● **SET PROBLEM**
Look over the lines below. Report each one that includes the string "with".

● **COLLECTED DATA**
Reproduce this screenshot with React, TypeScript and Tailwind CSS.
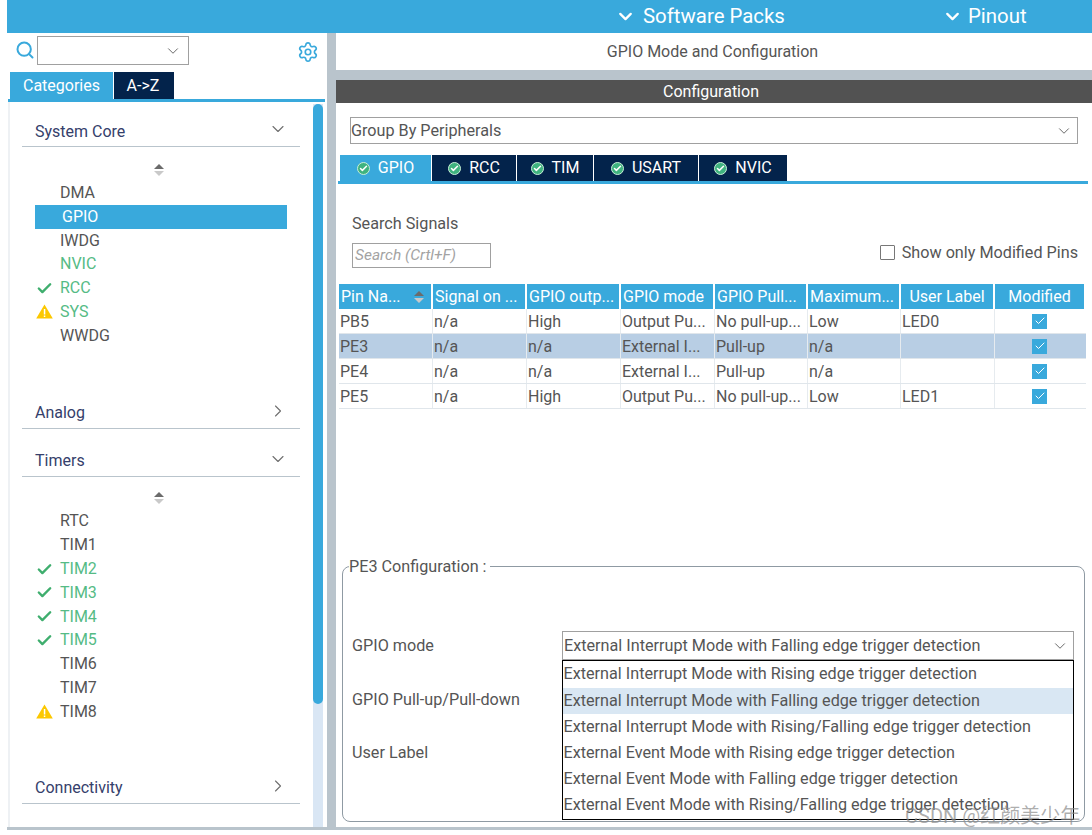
import React from "react";
import { ChevronDown, ChevronRight, Check, Search, Settings } from "lucide-react";

const BLUE = "bg-[#39a9dc]";

const Sorter = () => (
  <svg width="12" height="14" viewBox="0 0 12 14">
    <path d="M6 1 L11 6 H1 Z" fill="#6b6b6b" />
    <path d="M6 13 L11 8 H1 Z" fill="#c9c9c9" />
  </svg>
);

const Warn = () => (
  <svg width="17" height="15" viewBox="0 0 17 15">
    <path d="M8.5 0.5 L16.8 14.5 H0.2 Z" fill="#fcc800" />
    <rect x="7.8" y="5" width="1.5" height="5.5" fill="#fff" />
    <rect x="7.8" y="11.5" width="1.5" height="1.5" fill="#fff" />
  </svg>
);

const TabCheck = () => (
  <span className="w-[13px] h-[13px] rounded-full bg-[#3fb37f] flex items-center justify-center shrink-0 border border-[#c8efd8]">
    <Check size={9} strokeWidth={4} color="#fff" />
  </span>
);

type Item = { name: string; status?: "ok" | "warn"; green?: boolean };

const coreItems: Item[] = [
  { name: "DMA" },
  { name: "GPIO" },
  { name: "IWDG" },
  { name: "NVIC", green: true },
  { name: "RCC", status: "ok", green: true },
  { name: "SYS", status: "warn", green: true },
  { name: "WWDG" },
];

const timerItems: Item[] = [
  { name: "RTC" },
  { name: "TIM1" },
  { name: "TIM2", status: "ok", green: true },
  { name: "TIM3", status: "ok", green: true },
  { name: "TIM4", status: "ok", green: true },
  { name: "TIM5", status: "ok", green: true },
  { name: "TIM6" },
  { name: "TIM7" },
  { name: "TIM8", status: "warn" },
];

const SectionHead = ({ title, open, className }: { title: string; open?: boolean; className: string }) => (
  <div className={`flex items-center justify-between w-[278px] h-[26px] ml-[12px] border-b border-[#b9c4cc] pl-[13px] pr-[14px] pb-[4px] text-[16px] text-[#35406b] ${className}`}>
    <span>{title}</span>
    {open ? (
      <ChevronDown size={20} strokeWidth={1.3} color="#6e6e6e" className="-mt-[5px] -mr-[2px]" />
    ) : (
      <ChevronRight size={20} strokeWidth={1.3} color="#6e6e6e" className="-mt-[5px] -mr-[2px]" />
    )}
  </div>
);

const TreeRow = ({ item, selected }: { item: Item; selected?: boolean }) => (
  <div
    className={`flex items-center h-[23.8px] ml-[25px] w-[252px] text-[16px] ${
      selected ? `${BLUE} text-white` : item.green ? "text-[#55bb85]" : "text-[#555]"
    }`}
  >
    <span className="w-[25px] shrink-0 flex justify-start pl-[1px]">
      {item.status === "ok" && <Check size={17} strokeWidth={3.4} color="#3fae6e" />}
      {item.status === "warn" && <Warn />}
    </span>
    <span className={selected ? "pl-[2px]" : ""}>{item.name}</span>
  </div>
);

const columns = ["Pin Na...", "Signal on ...", "GPIO outp...", "GPIO mode", "GPIO Pull...", "Maximum...", "User Label", "Modified"];

const rows = [
  ["PB5", "n/a", "High", "Output Pu...", "No pull-up...", "Low", "LED0"],
  ["PE3", "n/a", "n/a", "External I...", "Pull-up", "n/a", ""],
  ["PE4", "n/a", "n/a", "External I...", "Pull-up", "n/a", ""],
  ["PE5", "n/a", "High", "Output Pu...", "No pull-up...", "Low", "LED1"],
];

const gridCols = "grid grid-cols-[94px_94px_94px_94px_93px_93px_94px_91px]";

const tabs = ["GPIO", "RCC", "TIM", "USART", "NVIC"];
const tabWidths = ["w-[91px]", "w-[84px]", "w-[76px]", "w-[104px]", "w-[88px]"];

const options = [
  "External Interrupt Mode with Rising edge trigger detection",
  "External Interrupt Mode with Falling edge trigger detection",
  "External Interrupt Mode with Rising/Falling edge trigger detection",
  "External Event Mode with Rising edge trigger detection",
  "External Event Mode with Falling edge trigger detection",
  "External Event Mode with Rising/Falling edge trigger detection",
];

export default function App() {
  return (
    <div className="relative w-[1092px] h-[835px] overflow-hidden bg-white font-['Roboto',sans-serif] text-[#555]">
      <div className="ml-[7px] h-[830px] flex flex-col border-b-[3px] border-[#b9c4cc]">
        {/* top bar */}
        <div className={`${BLUE} h-[33px] shrink-0 flex items-center text-white text-[20.4px] pl-[608px]`}>
          <ChevronDown size={21} strokeWidth={2.6} />
          <span className="ml-[7px] w-[300px]">Software Packs</span>
          <ChevronDown size={21} strokeWidth={2.6} className="-ml-[1px]" />
          <span className="ml-[5px]">Pinout</span>
        </div>

        <div className="flex flex-1 min-h-0">
          {/* left panel */}
          <div className="w-[320px] shrink-0 flex flex-col">
            <div className="h-[39px] flex items-start pt-[3px] pl-[8px]">
              <Search size={20} strokeWidth={2.4} color="#39a9dc" className="mt-[4px] shrink-0" />
              <div className="ml-[2px] w-[152px] h-[29px] border-[1.5px] border-[#a0a0a0] flex items-center justify-end pr-[6px]">
                <ChevronDown size={18} strokeWidth={1.3} color="#666" />
              </div>
              <Settings size={22} strokeWidth={1.8} color="#39a9dc" className="ml-[108px] mt-[5px]" />
            </div>
            <div className="flex pl-[3px] gap-[1px] h-[27px] text-[16px] text-white">
              <div className={`${BLUE} w-[103px] flex items-center justify-center`}>Categories</div>
              <div className="bg-[#03234b] w-[60px] flex items-center justify-center pr-[2px]">A-&gt;Z</div>
            </div>
            <div className="h-[3px] bg-[#39a9dc] ml-[1px] mr-[2px] shrink-0" />
            <div className="flex-1 min-h-0 flex ml-[1px] border-l-2 border-[#eef1f4]">
              <div className="w-[303px] shrink-0">
                <SectionHead title="System Core" open className="mt-[19px]" />
                <div className="flex justify-center mt-[16px] mb-[1px] w-[298px]">
                  <Sorter />
                </div>
                <div className="mt-[4px]">
                  {coreItems.map((item) => (
                    <TreeRow key={item.name} item={item} selected={item.name === "GPIO"} />
                  ))}
                </div>
                <SectionHead title="Analog" className="mt-[55px]" />
                <SectionHead title="Timers" open className="mt-[22px]" />
                <div className="flex justify-center mt-[14px] mb-[5px] w-[298px]">
                  <Sorter />
                </div>
                <div className="mt-[4px]">
                  {timerItems.map((item) => (
                    <TreeRow key={item.name} item={item} />
                  ))}
                </div>
                <SectionHead title="Connectivity" className="mt-[54px]" />
              </div>
              <div className="w-[10px] shrink-0 bg-[#d9e6f4] mt-[2px]">
                <div className={`${BLUE} h-[600px] rounded-[5px]`} />
              </div>
            </div>
          </div>

          {/* divider */}
          <div className="w-[9px] shrink-0 bg-[#b9c4cc]" />

          {/* right panel */}
          <div className="flex-1 min-w-0 flex flex-col">
            <div className="h-[37px] shrink-0 flex items-center justify-center text-[16px] pr-[3px]">GPIO Mode and Configuration</div>
            <div className="h-[10px] shrink-0 bg-[#b9c4cc]" />
            <div className="h-[23px] shrink-0 bg-[#525252] text-white text-[16px] flex items-center justify-center pr-[6px]">Configuration</div>

            <div className="flex-1 min-h-0 flex flex-col pl-[2px] pr-[4px] text-[16.2px]">
              <div className="mt-[14px] ml-[12px] mr-[10px] h-[27px] pt-[1px] border-[1.5px] border-[#a0a0a0] flex items-center justify-between pr-[4px]">
                <span>Group By Peripherals</span>
                <ChevronDown size={18} strokeWidth={1.3} color="#666" />
              </div>

              <div className="flex gap-[1px] h-[26px] mt-[11px] ml-[2px] text-[16px] text-white">
                {tabs.map((tab, i) => (
                  <div
                    key={tab}
                    className={`${tabWidths[i]} ${i === 0 ? "bg-[#39a9dc]" : "bg-[#03234b]"} flex items-center justify-center gap-[8px]`}
                  >
                    <TabCheck />
                    <span>{tab}</span>
                  </div>
                ))}
              </div>
              <div className="h-[3px] bg-[#39a9dc] shrink-0" />

              <div className="flex justify-between items-end mt-[28px] ml-[14px] pr-[10px] h-[56px]">
                <div>
                  <div className="leading-[19px] mb-[10px]">Search Signals</div>
                  <div className="w-[139px] h-[25px] border-[1.5px] border-[#a0a0a0] flex items-center pl-[2px] italic text-[15.5px] text-[#a3a3a3]">
                    Search (Crtl+F)
                  </div>
                </div>
                <div className="flex items-center gap-[7px] mb-[3px]">
                  <span className="w-[15px] h-[15px] border border-[#777] bg-white rounded-[1px]" />
                  <span>Show only Modified Pins</span>
                </div>
              </div>

              {/* signals table */}
              <div className="mt-[16px] ml-[1px] w-[747px] text-[16px]">
                <div className={`${gridCols} h-[25px]`}>
                  {columns.map((col, i) => (
                    <div
                      key={col}
                      className={`${BLUE} text-white border-r-2 border-white flex items-center overflow-hidden whitespace-nowrap ${i >= 6 ? "justify-center" : "pl-[2px]"} ${i === 0 ? "justify-between pr-[6px]" : ""}`}
                    >
                      <span>{col}</span>
                      {i === 0 && <Sorter />}
                    </div>
                  ))}
                </div>
                {rows.map((row, r) => (
                  <div key={row[0]} className={`${gridCols} h-[25px] border-b ${r === 1 ? "bg-[#b8cee4]" : ""} border-[#e0e6eb]`}>
                    {row.map((cell, i) => (
                      <div key={i} className="border-r border-[#e6ebef] pl-[1px] pt-[2px] flex items-center whitespace-nowrap overflow-hidden">
                        {cell}
                      </div>
                    ))}
                    <div className="flex items-center justify-center pr-[2px]">
                      <span className={`${BLUE} w-[15px] h-[15px] flex items-center justify-center`}>
                        <Check size={12} strokeWidth={2} color="#fff" />
                      </span>
                    </div>
                  </div>
                ))}
              </div>

              {/* pin configuration */}
              <fieldset className="relative mt-[148px] ml-[4px] w-[743px] h-[265px] border border-[#8f9aa3] rounded-[8px] px-[9px]">
                <legend className="ml-[-3px] pr-[3px] leading-[19px]">PE3 Configuration :</legend>
                <div className="flex items-start mt-[55px]">
                  <div className="w-[210px] leading-[19px] pt-[5px]">
                    <div>GPIO mode</div>
                    <div className="mt-[35px]">GPIO Pull-up/Pull-down</div>
                    <div className="mt-[34px]">User Label</div>
                  </div>
                  <div className="relative w-[512px] h-[29px] pt-[1px] border-[1.5px] border-[#a0a0a0] flex items-center justify-between pl-[1px] pr-[4px]">
                    <span>External Interrupt Mode with Falling edge trigger detection</span>
                    <ChevronDown size={18} strokeWidth={1.3} color="#666" />
                    <div className="absolute left-[-1.5px] top-[27.5px] w-[512px] h-[160px] pt-[1px] bg-white border-[1.5px] border-black">
                      {options.map((opt, i) => (
                        <div key={opt} className={`h-[26.2px] flex items-center pl-[1px] whitespace-nowrap ${i === 1 ? "bg-[#d9e7f3]" : ""}`}>
                          {opt}
                        </div>
                      ))}
                    </div>
                  </div>
                </div>
              </fieldset>
            </div>
          </div>
        </div>
      </div>

      {/* watermark */}
      <div className="absolute left-[905px] top-[801px] text-[20px] text-[#8a8a8a]/70 whitespace-nowrap font-['Roboto','Noto_Sans_CJK_SC',sans-serif]">
        CSDN @红颜美少年
      </div>
    </div>
  );
}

● **FINAL ANSWER**
Reproduce this screenshot with React, TypeScript and Tailwind CSS.
  "External Interrupt Mode with Rising edge trigger detection",
  "External Interrupt Mode with Falling edge trigger detection",
  "External Interrupt Mode with Rising/Falling edge trigger detection",
  "External Event Mode with Rising edge trigger detection",
  "External Event Mode with Falling edge trigger detection",
  "External Event Mode with Rising/Falling edge trigger detection",
                    <span>External Interrupt Mode with Falling edge trigger detection</span>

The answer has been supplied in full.